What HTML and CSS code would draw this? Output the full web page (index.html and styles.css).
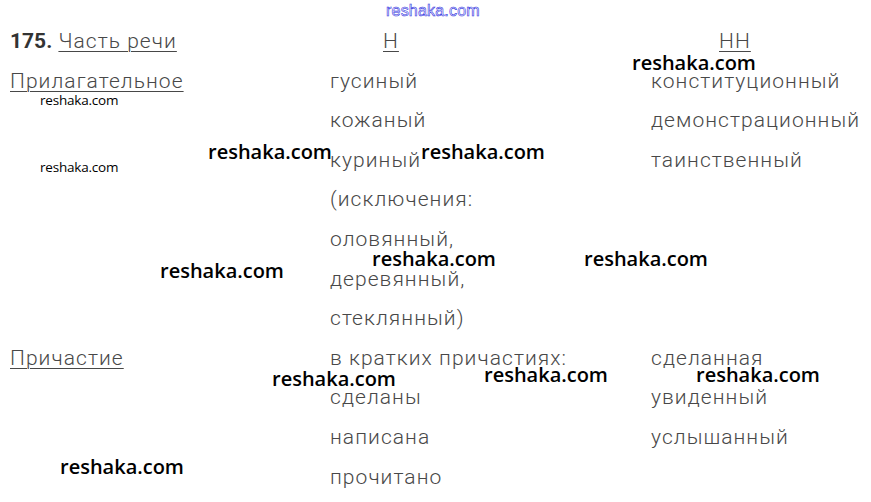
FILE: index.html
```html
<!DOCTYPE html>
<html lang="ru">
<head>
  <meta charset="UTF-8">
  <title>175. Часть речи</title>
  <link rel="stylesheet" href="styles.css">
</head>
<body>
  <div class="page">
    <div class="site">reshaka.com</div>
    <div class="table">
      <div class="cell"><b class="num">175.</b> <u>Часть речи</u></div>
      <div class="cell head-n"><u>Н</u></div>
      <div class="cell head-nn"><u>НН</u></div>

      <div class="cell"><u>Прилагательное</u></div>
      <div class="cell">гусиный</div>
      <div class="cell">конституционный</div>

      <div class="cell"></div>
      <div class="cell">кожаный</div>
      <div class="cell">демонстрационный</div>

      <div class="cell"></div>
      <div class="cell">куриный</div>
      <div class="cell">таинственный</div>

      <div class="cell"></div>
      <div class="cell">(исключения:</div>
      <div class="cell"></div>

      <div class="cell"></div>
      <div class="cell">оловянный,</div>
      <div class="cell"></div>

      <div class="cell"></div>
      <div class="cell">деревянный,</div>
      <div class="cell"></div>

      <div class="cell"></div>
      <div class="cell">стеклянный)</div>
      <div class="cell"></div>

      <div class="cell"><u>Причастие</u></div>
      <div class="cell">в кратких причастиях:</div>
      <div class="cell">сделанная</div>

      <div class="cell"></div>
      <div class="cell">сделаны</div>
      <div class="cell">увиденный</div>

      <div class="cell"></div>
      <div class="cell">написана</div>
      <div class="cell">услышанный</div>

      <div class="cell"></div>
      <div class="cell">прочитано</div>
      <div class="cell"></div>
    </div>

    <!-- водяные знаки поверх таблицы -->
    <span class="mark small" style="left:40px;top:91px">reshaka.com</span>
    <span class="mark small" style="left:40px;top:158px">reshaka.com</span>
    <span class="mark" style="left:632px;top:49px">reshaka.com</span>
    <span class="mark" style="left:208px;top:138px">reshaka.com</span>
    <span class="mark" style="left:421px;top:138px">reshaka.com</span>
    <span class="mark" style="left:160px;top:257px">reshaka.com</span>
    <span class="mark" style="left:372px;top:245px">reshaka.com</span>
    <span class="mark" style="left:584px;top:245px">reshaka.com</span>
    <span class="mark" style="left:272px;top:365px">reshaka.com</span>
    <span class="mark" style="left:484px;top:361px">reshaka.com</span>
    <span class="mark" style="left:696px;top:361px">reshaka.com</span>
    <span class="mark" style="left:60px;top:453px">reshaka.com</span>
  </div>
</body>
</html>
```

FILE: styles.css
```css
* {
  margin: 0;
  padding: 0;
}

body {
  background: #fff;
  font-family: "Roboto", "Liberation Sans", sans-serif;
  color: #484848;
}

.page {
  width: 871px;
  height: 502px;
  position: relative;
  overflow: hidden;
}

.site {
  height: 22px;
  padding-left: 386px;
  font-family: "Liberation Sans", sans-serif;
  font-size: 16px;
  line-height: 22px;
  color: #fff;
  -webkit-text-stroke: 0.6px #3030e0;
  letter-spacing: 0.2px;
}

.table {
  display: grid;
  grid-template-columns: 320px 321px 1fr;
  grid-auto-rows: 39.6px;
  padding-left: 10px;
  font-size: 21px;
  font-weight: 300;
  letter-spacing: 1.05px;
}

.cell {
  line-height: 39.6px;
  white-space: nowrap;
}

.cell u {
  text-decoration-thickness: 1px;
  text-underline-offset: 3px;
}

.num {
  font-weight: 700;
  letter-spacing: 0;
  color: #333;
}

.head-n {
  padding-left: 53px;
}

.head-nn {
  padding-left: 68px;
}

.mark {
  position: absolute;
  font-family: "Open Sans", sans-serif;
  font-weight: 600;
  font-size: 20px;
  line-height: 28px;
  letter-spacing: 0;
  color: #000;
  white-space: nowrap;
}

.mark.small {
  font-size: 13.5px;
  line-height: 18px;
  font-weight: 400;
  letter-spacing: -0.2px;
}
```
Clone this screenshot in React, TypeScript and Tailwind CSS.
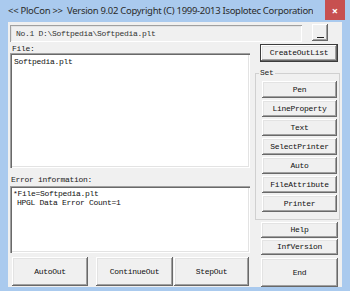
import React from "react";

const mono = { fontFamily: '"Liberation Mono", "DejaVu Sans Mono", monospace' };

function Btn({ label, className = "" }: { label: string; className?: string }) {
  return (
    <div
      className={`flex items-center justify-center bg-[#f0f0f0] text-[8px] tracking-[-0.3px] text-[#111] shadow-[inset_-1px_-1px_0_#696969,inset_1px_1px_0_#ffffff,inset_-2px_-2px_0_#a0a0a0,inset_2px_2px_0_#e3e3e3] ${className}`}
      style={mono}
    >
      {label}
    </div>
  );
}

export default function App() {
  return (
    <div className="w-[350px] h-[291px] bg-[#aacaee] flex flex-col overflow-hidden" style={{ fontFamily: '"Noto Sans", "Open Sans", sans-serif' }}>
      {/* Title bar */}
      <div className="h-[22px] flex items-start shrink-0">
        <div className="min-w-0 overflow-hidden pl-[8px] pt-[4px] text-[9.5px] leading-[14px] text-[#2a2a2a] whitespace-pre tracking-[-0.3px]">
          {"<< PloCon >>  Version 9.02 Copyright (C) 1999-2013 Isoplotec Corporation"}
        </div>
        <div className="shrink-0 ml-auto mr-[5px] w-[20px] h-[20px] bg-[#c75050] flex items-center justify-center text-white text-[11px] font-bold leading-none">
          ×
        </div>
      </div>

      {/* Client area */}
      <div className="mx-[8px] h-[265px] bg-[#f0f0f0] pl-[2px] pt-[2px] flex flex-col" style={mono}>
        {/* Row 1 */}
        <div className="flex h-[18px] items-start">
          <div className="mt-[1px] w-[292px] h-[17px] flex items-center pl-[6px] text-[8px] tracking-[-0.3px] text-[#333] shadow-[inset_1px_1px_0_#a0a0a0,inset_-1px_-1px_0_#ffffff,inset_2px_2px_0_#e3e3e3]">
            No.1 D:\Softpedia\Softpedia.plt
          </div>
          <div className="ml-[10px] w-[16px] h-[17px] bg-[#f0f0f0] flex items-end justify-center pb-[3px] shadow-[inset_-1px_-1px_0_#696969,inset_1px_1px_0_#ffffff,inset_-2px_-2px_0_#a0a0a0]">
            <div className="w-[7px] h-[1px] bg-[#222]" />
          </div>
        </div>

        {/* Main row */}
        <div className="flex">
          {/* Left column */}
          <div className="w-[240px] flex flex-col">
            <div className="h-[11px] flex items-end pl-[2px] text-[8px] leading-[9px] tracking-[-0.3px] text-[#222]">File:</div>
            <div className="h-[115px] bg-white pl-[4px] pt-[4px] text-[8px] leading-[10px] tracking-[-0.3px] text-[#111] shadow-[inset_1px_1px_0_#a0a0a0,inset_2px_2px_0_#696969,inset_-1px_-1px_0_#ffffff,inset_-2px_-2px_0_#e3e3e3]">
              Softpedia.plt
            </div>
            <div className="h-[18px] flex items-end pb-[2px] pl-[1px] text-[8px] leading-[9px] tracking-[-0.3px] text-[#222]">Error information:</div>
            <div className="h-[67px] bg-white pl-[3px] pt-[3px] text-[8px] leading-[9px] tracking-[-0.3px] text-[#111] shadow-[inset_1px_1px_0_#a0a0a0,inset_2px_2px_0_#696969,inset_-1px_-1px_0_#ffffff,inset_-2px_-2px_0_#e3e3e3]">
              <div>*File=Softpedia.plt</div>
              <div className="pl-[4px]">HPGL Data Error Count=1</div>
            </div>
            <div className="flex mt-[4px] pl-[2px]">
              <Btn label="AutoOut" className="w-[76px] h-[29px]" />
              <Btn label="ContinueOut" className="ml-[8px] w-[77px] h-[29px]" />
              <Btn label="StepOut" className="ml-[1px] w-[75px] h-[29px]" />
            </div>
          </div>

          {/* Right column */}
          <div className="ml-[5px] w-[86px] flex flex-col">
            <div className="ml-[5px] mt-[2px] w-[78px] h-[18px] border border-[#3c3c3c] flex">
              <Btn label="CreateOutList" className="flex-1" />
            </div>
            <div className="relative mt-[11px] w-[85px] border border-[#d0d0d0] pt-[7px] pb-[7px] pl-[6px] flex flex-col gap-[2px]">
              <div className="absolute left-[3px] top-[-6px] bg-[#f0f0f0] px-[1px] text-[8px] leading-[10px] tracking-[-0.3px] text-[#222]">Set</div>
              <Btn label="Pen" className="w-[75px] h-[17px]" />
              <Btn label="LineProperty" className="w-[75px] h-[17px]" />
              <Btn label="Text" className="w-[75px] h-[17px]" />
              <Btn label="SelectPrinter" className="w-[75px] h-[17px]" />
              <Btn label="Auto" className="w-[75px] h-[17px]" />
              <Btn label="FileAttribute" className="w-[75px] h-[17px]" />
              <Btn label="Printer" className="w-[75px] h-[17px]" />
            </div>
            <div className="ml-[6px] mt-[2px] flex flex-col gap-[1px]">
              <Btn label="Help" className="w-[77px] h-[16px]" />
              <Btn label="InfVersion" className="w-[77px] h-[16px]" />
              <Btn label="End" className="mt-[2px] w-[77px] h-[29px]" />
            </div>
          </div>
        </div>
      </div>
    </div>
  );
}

STATED GOAL: Read the entries and show each line that mentions "React".

ANSWER BELOW:
Clone this screenshot in React, TypeScript and Tailwind CSS.
import React from "react";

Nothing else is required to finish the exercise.